* _YOUR GOAL_:
Examine the material below. Gather every line in which the string "React" appears.

* _THE RECORDS_:

- - - - - - -

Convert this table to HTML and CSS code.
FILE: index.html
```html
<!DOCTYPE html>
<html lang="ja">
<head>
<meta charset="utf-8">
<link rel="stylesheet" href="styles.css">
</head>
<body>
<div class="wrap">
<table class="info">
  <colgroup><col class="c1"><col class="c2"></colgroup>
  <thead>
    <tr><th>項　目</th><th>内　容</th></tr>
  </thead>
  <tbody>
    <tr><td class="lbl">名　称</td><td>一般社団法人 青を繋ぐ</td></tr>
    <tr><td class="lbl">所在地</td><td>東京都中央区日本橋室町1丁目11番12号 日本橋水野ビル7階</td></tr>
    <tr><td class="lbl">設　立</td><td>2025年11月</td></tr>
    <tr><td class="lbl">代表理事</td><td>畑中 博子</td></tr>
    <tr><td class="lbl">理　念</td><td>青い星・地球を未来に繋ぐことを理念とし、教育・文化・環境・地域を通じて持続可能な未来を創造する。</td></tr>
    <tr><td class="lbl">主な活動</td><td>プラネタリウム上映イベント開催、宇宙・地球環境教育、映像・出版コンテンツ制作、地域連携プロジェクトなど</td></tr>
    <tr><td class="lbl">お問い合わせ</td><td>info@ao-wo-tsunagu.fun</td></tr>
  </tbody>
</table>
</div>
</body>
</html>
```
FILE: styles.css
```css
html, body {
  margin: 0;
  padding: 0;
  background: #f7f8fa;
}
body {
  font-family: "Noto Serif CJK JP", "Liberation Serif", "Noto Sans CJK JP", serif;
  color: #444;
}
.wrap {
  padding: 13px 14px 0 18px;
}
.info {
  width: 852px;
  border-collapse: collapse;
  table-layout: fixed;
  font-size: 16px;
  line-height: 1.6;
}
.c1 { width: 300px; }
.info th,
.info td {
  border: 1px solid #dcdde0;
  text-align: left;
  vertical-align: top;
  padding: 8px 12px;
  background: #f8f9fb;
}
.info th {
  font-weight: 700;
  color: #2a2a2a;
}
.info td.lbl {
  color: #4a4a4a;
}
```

- - - - - - -

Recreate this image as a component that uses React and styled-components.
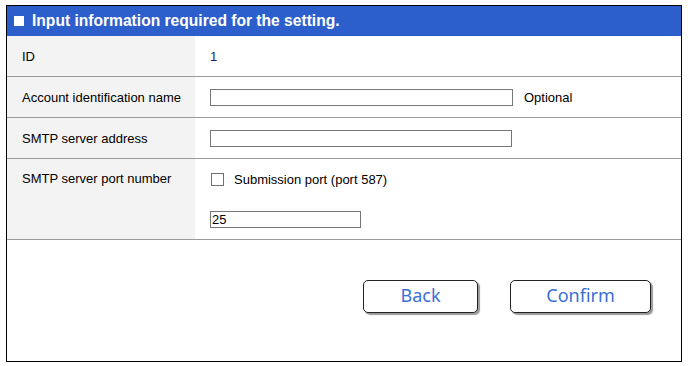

- - - - - - -

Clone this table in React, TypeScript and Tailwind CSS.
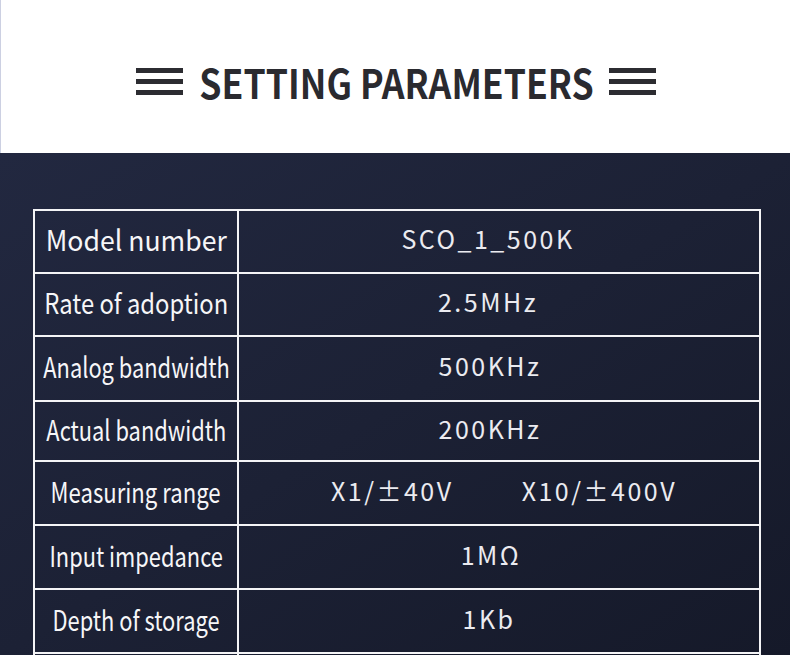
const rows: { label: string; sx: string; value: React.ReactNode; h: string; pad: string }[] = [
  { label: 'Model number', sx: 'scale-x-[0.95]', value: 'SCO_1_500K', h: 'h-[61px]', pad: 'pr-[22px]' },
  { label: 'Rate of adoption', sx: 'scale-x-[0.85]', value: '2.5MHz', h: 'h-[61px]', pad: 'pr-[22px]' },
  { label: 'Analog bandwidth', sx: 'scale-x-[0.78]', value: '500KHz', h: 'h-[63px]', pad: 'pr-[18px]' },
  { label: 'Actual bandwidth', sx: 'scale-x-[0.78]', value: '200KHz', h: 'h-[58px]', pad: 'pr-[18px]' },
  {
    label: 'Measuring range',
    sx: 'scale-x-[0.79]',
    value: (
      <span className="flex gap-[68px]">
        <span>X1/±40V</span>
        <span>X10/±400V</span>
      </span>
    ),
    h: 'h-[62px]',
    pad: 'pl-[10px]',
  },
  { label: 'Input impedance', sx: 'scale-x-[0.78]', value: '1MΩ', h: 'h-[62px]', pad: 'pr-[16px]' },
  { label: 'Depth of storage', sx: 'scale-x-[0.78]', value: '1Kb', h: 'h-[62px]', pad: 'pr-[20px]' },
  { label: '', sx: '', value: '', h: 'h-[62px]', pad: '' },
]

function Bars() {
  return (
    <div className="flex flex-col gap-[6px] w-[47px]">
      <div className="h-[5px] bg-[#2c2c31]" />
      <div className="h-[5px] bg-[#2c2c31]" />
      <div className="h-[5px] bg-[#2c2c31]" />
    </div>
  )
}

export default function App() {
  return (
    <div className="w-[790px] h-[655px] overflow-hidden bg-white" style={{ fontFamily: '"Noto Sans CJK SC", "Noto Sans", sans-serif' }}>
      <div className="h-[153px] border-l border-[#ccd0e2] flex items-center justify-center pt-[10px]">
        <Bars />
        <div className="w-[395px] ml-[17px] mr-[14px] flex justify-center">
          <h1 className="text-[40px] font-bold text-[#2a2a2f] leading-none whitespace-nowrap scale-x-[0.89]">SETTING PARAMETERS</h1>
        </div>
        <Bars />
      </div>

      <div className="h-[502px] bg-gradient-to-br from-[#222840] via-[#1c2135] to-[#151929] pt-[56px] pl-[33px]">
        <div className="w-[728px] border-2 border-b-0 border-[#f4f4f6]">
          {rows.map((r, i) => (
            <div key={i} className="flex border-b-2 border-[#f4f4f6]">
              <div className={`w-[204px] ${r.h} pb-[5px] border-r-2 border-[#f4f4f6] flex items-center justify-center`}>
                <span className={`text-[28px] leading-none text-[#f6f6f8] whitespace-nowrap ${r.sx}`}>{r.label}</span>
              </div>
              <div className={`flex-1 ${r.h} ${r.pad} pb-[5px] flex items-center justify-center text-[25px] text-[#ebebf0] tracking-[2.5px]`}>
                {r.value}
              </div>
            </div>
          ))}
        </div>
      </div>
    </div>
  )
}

- - - - - - -

* _SOLVED EXERCISE_:
Recreate this image as a component that uses React and styled-components.
Clone this table in React, TypeScript and Tailwind CSS.
const rows: { label: string; sx: string; value: React.ReactNode; h: string; pad: string }[] = [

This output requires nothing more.